**PROBLEM REQUIREMENTS**
Identify the lines that contain the string "styles", then copy each of them.
-- Start AVAILABLE RECORDS --
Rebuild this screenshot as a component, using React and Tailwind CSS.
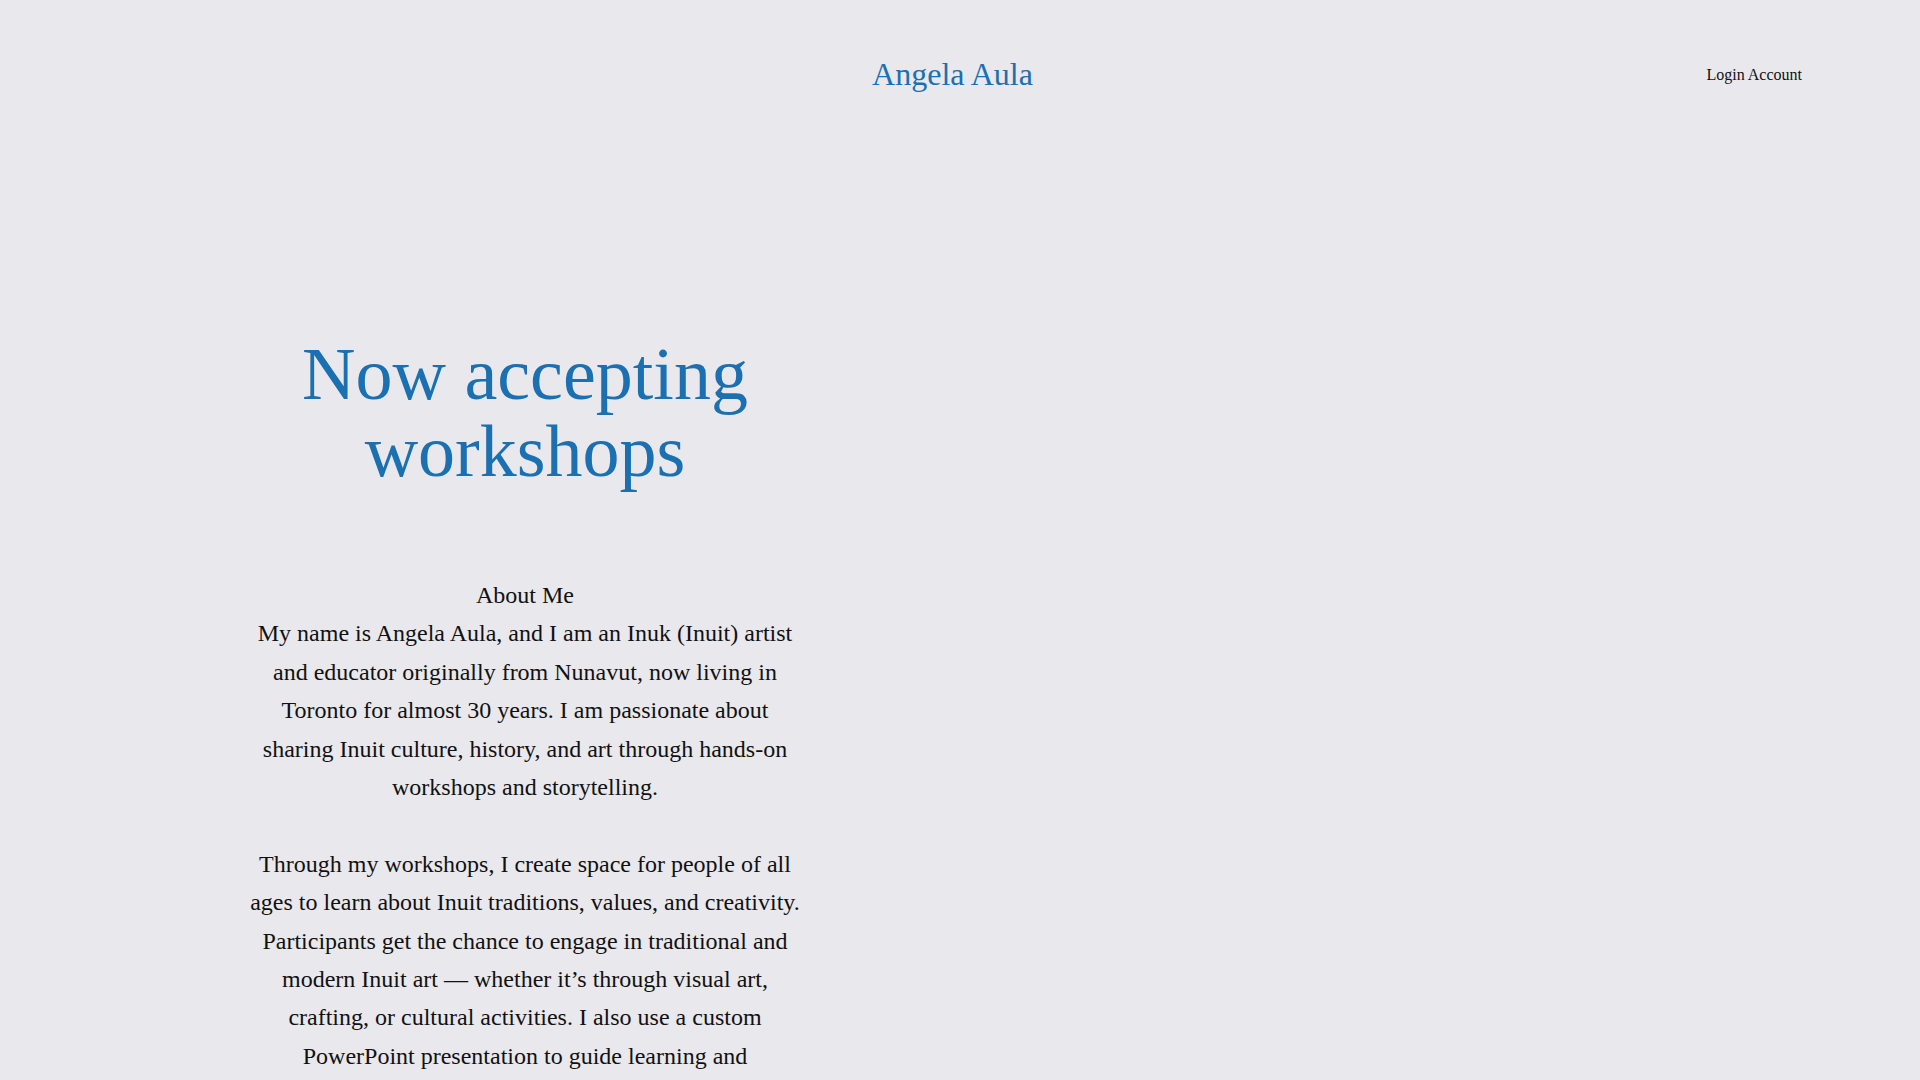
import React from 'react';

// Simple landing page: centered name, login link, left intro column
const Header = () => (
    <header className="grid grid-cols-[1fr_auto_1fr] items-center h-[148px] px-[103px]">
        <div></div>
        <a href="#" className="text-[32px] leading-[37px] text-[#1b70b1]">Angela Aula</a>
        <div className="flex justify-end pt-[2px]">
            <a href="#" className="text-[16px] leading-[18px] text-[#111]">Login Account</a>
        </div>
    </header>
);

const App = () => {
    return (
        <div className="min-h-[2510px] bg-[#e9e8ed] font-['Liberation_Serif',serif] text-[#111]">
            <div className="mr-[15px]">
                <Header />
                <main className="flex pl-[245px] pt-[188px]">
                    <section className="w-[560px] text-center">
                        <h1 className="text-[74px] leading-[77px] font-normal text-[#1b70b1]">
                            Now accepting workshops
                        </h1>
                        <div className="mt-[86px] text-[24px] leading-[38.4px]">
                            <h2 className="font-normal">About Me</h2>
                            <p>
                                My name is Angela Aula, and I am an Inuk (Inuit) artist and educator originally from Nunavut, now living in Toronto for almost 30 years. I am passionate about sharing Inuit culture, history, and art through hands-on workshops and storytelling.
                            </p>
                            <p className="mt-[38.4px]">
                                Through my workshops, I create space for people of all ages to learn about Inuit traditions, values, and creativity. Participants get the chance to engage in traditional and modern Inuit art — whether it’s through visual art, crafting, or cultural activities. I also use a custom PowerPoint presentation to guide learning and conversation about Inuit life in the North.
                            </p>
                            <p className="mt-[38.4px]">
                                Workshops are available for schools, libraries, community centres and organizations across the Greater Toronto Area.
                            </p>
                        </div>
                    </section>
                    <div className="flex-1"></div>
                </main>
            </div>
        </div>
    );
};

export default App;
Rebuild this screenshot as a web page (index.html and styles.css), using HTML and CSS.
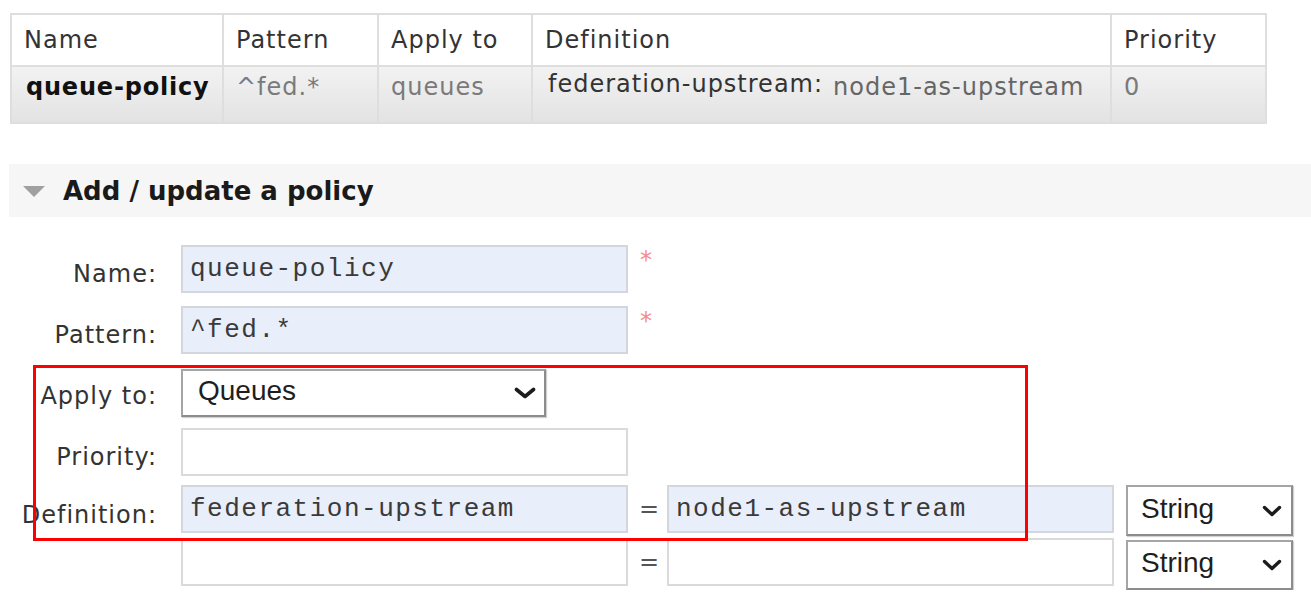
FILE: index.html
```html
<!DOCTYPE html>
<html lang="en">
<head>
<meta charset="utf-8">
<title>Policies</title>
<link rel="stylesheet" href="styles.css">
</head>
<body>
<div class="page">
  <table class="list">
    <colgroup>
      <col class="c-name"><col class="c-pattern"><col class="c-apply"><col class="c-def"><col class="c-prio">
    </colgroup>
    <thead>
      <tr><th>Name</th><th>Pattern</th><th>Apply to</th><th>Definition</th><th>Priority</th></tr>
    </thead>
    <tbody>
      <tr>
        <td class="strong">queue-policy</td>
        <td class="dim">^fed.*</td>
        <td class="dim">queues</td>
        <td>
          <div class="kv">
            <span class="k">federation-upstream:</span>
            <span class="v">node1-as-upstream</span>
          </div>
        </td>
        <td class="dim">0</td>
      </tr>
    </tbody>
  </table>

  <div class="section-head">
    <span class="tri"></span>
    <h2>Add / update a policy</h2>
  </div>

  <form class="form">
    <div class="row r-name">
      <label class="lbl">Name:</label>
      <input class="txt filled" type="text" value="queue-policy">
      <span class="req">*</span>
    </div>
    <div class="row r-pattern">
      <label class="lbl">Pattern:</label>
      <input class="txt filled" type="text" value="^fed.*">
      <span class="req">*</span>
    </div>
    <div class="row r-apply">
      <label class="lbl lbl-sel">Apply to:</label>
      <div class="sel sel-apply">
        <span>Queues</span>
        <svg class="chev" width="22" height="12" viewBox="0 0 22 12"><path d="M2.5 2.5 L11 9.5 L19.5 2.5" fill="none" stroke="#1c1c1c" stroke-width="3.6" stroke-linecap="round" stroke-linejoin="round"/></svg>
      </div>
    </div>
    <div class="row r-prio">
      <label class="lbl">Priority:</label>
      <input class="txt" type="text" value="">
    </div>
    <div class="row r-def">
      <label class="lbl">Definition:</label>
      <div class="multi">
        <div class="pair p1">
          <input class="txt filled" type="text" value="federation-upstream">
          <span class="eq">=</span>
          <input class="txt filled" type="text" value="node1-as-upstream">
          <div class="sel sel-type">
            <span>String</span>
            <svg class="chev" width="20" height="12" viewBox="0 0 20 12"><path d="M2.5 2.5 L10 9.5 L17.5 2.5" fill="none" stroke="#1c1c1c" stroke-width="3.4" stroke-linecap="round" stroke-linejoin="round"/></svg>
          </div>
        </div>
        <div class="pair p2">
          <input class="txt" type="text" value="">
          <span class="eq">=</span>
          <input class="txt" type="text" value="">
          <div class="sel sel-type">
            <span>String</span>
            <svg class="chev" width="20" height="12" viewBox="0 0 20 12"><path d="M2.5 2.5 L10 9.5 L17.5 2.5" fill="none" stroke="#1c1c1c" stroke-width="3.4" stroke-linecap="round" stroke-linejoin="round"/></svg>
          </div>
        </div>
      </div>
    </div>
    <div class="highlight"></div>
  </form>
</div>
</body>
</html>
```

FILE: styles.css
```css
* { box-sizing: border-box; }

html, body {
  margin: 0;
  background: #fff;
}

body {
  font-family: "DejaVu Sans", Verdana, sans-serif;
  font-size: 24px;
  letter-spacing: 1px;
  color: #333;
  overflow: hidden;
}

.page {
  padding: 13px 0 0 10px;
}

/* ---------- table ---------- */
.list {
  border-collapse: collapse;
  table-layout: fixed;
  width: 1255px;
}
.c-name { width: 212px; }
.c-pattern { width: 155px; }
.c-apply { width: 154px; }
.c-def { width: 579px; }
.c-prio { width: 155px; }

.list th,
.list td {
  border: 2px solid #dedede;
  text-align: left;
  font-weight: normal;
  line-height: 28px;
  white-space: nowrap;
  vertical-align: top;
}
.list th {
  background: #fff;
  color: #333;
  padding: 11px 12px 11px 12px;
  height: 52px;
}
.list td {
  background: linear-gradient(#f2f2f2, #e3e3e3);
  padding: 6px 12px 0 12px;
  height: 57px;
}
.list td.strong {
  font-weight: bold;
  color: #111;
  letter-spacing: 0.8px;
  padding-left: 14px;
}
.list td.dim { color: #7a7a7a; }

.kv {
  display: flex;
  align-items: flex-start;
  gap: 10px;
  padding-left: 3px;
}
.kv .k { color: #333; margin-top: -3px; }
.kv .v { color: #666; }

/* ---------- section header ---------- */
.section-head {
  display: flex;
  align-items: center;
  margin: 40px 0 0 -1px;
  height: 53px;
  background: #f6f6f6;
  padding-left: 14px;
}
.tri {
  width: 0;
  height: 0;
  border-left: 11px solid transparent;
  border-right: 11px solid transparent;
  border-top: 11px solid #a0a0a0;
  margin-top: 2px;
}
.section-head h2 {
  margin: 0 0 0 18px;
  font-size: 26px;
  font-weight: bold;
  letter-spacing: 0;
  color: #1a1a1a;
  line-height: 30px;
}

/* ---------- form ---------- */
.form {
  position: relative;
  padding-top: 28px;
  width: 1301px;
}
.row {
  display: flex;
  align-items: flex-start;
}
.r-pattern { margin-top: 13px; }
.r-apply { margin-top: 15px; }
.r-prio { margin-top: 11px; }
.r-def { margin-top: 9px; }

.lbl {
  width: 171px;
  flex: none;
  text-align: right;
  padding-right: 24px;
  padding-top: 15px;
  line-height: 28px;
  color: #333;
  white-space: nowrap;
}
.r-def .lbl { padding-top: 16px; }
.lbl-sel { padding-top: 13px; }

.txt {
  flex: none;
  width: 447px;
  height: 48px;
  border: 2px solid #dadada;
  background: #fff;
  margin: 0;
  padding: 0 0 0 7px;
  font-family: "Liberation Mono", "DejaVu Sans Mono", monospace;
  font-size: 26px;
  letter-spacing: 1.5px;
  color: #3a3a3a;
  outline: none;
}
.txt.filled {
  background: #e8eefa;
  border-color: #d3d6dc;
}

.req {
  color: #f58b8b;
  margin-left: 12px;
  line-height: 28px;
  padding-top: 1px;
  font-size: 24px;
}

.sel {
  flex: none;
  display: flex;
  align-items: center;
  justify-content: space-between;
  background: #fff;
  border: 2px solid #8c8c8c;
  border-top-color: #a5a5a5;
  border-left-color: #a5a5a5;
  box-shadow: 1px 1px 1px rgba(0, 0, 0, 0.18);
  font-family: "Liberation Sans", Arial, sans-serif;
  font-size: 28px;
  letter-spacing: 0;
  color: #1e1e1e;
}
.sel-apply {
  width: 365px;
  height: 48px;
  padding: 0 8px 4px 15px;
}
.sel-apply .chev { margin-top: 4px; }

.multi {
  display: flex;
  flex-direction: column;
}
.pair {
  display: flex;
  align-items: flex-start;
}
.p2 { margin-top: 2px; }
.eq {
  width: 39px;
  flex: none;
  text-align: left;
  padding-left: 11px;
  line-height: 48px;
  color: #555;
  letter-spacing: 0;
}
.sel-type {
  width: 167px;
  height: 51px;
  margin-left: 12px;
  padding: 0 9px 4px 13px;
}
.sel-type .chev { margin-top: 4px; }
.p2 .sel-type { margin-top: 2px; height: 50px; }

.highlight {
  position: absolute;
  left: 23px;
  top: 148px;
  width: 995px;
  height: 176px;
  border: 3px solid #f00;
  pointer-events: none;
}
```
-- End AVAILABLE RECORDS --
**FINISHED TASK**
Rebuild this screenshot as a web page (index.html and styles.css), using HTML and CSS.
<link rel="stylesheet" href="styles.css">
FILE: styles.css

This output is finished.